You just want to make sure when you're doing it that the money goes directly from that 401k to the next custodian of that IRA. That's called a direct rollover. Then you don't have to worry about any 60-day provision. You don't have to worry about, I can only do one indirect rollover per 12 months. None of that will apply. So that's important when you are doing it to do a direct rollover. Another reason would be, believe it not, could be lower fees. So each 401k has different fee structures.
Ray Godleski (04:38.434)
That is not always true. So sometimes the fee structure inside of a 401k may be less than outside of the 401k, but there are strategies out there and there are ways that the fees could be lower. So really depends on that particular situation. Another one I've seen as a reason is somebody may have like a frozen lump sum pension. So that means their benefits not really growing any longer. And so now they may take that opportunity.
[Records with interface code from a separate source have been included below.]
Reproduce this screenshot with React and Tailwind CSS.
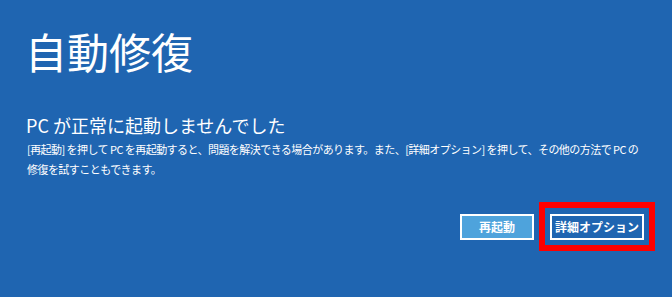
import React from "react";

const font = { fontFamily: '"Noto Sans CJK JP", "Noto Sans", sans-serif' };

export default function App() {
  return (
    <div
      className="w-[672px] h-[297px] bg-[#1f65b1] text-white flex flex-col overflow-hidden"
      style={font}
    >
      <h1 className="pl-[25px] pt-[25px] text-[42px] leading-[52px] font-normal">自動修復</h1>

      <h2 className="pl-[26px] mt-[36px] text-[18px] leading-[24px] font-normal">
        PC が正常に起動しませんでした
      </h2>
      <p className="pl-[27px] mt-[2px] text-[11px] leading-[20px] tracking-[-0.55px] whitespace-nowrap">
        [再起動] を押して PC を再起動すると、問題を解決できる場合があります。また、[詳細オプション] を押して、その他の方法で PC の
        <br />
        修復を試すこともできます。
      </p>

      <div className="mt-[23px] pr-[17px] flex items-center justify-end gap-[5px]">
        <button className="w-[74px] h-[26px] border-2 border-white bg-[#4ea3dc] text-[12px] font-bold text-white">
          再起動
        </button>
        <div className="border-[6px] border-[#ff0000] p-[5px]">
          <button className="w-[94px] h-[26px] border-2 border-white bg-[#1f65b1] text-[12px] font-bold text-white">
            詳細オプション
          </button>
        </div>
      </div>
    </div>
  );
}
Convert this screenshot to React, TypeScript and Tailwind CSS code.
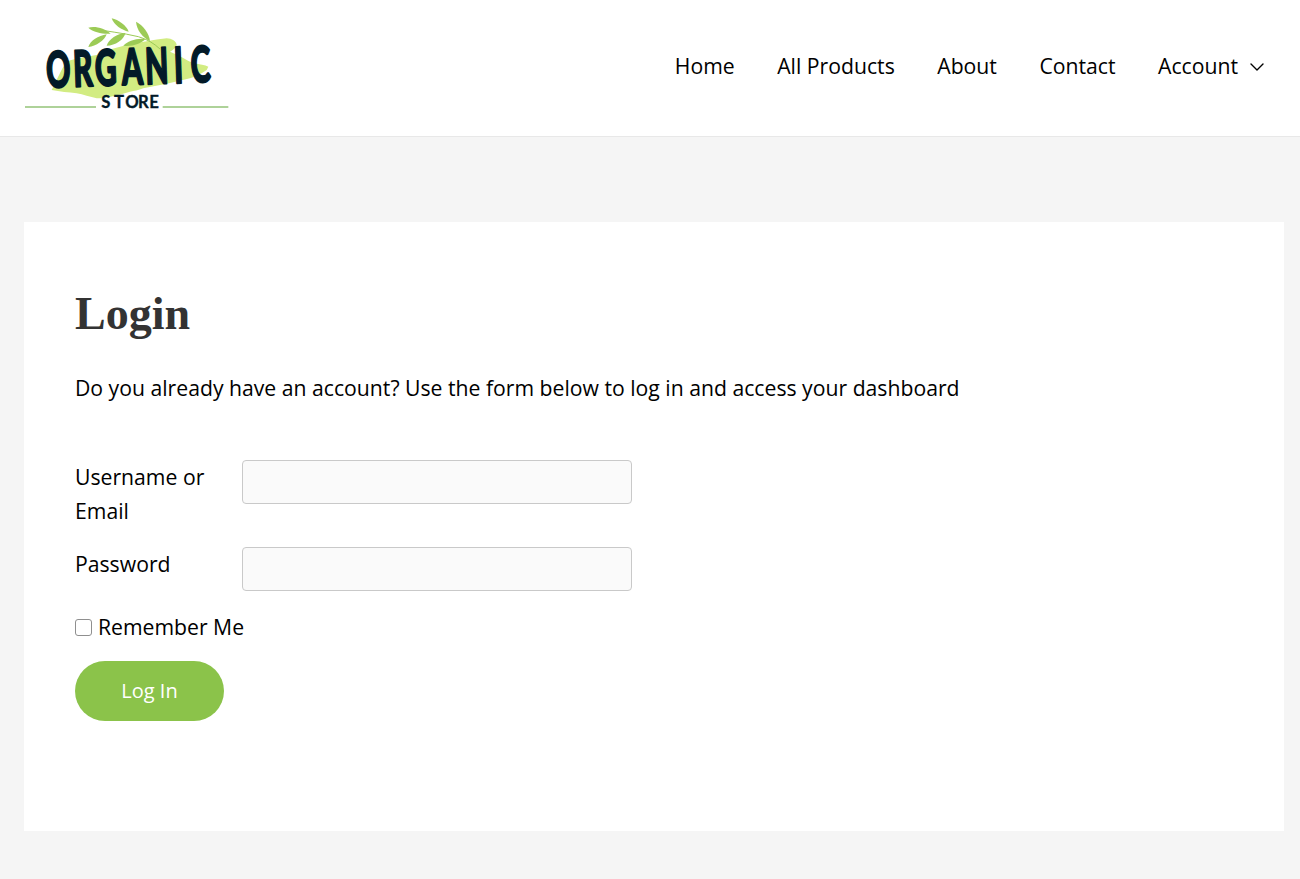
import { ChevronDown } from "lucide-react";

const NAV = ["Home", "All Products", "About", "Contact"];
const INK = "#031a28";

// drawn in 3x units of the logo crop, hence the odd viewBox
function Logo() {
  return (
    <svg width="210" height="110" viewBox="42 24 630 330" className="block">
      <path
        d="M125 255 C140 225 155 190 170 170 C200 158 235 155 260 150 C290 135 320 128 350 120 C390 112 430 105 470 100 C485 100 500 110 500 120 C497 130 488 136 480 140 C505 150 530 165 550 175 C570 178 585 180 595 185 L590 195 C575 205 558 214 540 220 C495 232 445 242 400 250 C385 256 372 258 360 260 C325 270 290 280 260 280 C240 276 220 268 200 265 C175 262 150 260 125 255 Z"
        fill="#d2ec82"
      />
      <g fill="#9ccb56">
        <path d="M235 68 C255 62 285 70 302 86 C280 88 250 82 235 68 Z" />
        <path d="M305 40 C325 44 350 62 356 80 C335 76 312 60 305 40 Z" />
        <path d="M378 50 C398 60 418 85 420 108 C398 98 380 75 378 50 Z" />
        <path d="M235 126 C240 108 265 92 290 88 C284 106 258 124 235 126 Z" />
        <path d="M290 122 C296 102 322 86 346 84 C342 104 316 122 290 122 Z" />
        <path d="M340 122 C352 108 382 98 406 102 C394 116 364 126 340 122 Z" />
      </g>
      <path d="M240 70 C285 78 340 84 385 95 C410 102 432 115 450 132" fill="none" stroke="#9ccb56" strokeWidth="3" />
      <g transform="translate(110 248) rotate(-2) scale(0.6 1)">
        <text
          x="0 135 244 378 496 640 724"
          y="0"
          fill={INK}
          stroke={INK}
          strokeWidth="6"
          strokeLinejoin="round"
          fontFamily="Lato, sans-serif"
          fontWeight="900"
          fontSize="150"
        >
          ORGANIC
        </text>
      </g>
      <text
        x="274 312 346 384 418"
        y="308"
        fill={INK}
        stroke={INK}
        strokeWidth="1"
        fontFamily="Lato, sans-serif"
        fontWeight="700"
        fontSize="50"
      >
        STORE
      </text>
      <path d="M45 306 H258 M458 306 H655" stroke="#5fa535" strokeWidth="3.5" />
    </svg>
  );
}

export default function App() {
  return (
    <div className="min-h-screen bg-[#f5f5f5] font-['Open_Sans',sans-serif] text-black">
      <header className="flex h-[137px] items-center justify-between border-b border-[#e8e8e8] bg-white pl-6 pr-[31px]">
        <Logo />
        <nav className="flex items-center gap-[42.5px] text-[21.2px]">
          {NAV.map((item) => (
            <a key={item} className="mb-[5px]">
              {item}
            </a>
          ))}
          <a className="mb-[5px] flex items-center gap-[7px]">
            Account
            <ChevronDown size={24} strokeWidth={1.4} className="mt-[3px]" />
          </a>
        </nav>
      </header>
      <main className="pl-6 pr-4 pt-[85px]">
        <div className="h-[609px] bg-white px-[51px] pt-[62px]">
          <h1 className="font-['Liberation_Serif',serif] text-[46px] leading-[60px] font-bold text-[#333]">Login</h1>
          <p className="mt-[27px] text-[21.2px] leading-[34px]">
            Do you already have an account? Use the form below to log in and access your dashboard
          </p>
          <form className="mt-[55px]">
            <div className="flex">
              <label className="w-[167px] pr-4 text-[21.2px] leading-[34px]">Username or Email</label>
              <input className="h-[44px] w-[390px] rounded-[4px] border border-[#c9c9c9] bg-[#fafafa]" />
            </div>
            <div className="mt-[19px] flex">
              <label className="w-[167px] text-[21.2px] leading-[34px]">Password</label>
              <input className="h-[44px] w-[390px] rounded-[4px] border border-[#c9c9c9] bg-[#fafafa]" />
            </div>
            <label className="mt-[19px] flex items-center text-[21.2px] leading-[34px]">
              <span className="mr-[6px] h-[17px] w-[17px] rounded-[3px] border border-[#8f8f8f] bg-white" />
              Remember Me
            </label>
            <button
              type="button"
              className="mt-[17px] h-[60px] w-[149px] rounded-full bg-[#8bc34a] text-[20px] text-white"
            >
              Log In
            </button>
          </form>
        </div>
      </main>
    </div>
  );
}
to transfer it out into something that's more growth oriented. And not only that, when you're dealing with certain pensions and lump sums, those types of things, it may be that only the participant, maybe the spouse gets the benefit. Anytime you're into an IRA kind of structure, now you've got a little better flexibility versus a pension on who are the beneficiaries. You can start to introduce grown kids and different.
people in entities can be those beneficiaries, whether they're a primary or contingent. And then the other one I've seen is something called a 72T distribution. This is where somebody might want to take a portion of their money, maybe they're, let's say they're age 55 and they're transferring out 100,000, 200,000, something like that into their IRA. And now they're able to take that money out of the new IRA, if you will.
early without that 10 % prepayment penalty through a 72T distribution, which we'll probably cover in the next episode when we bring on a CPA, talk about some of the tax implications. So the bottom line is the reason somebody might do it is really just greater control. Again, it's not a recommendation that everybody should do it, but it's something to consider. But it also sounds like there are some benefits that go along with that.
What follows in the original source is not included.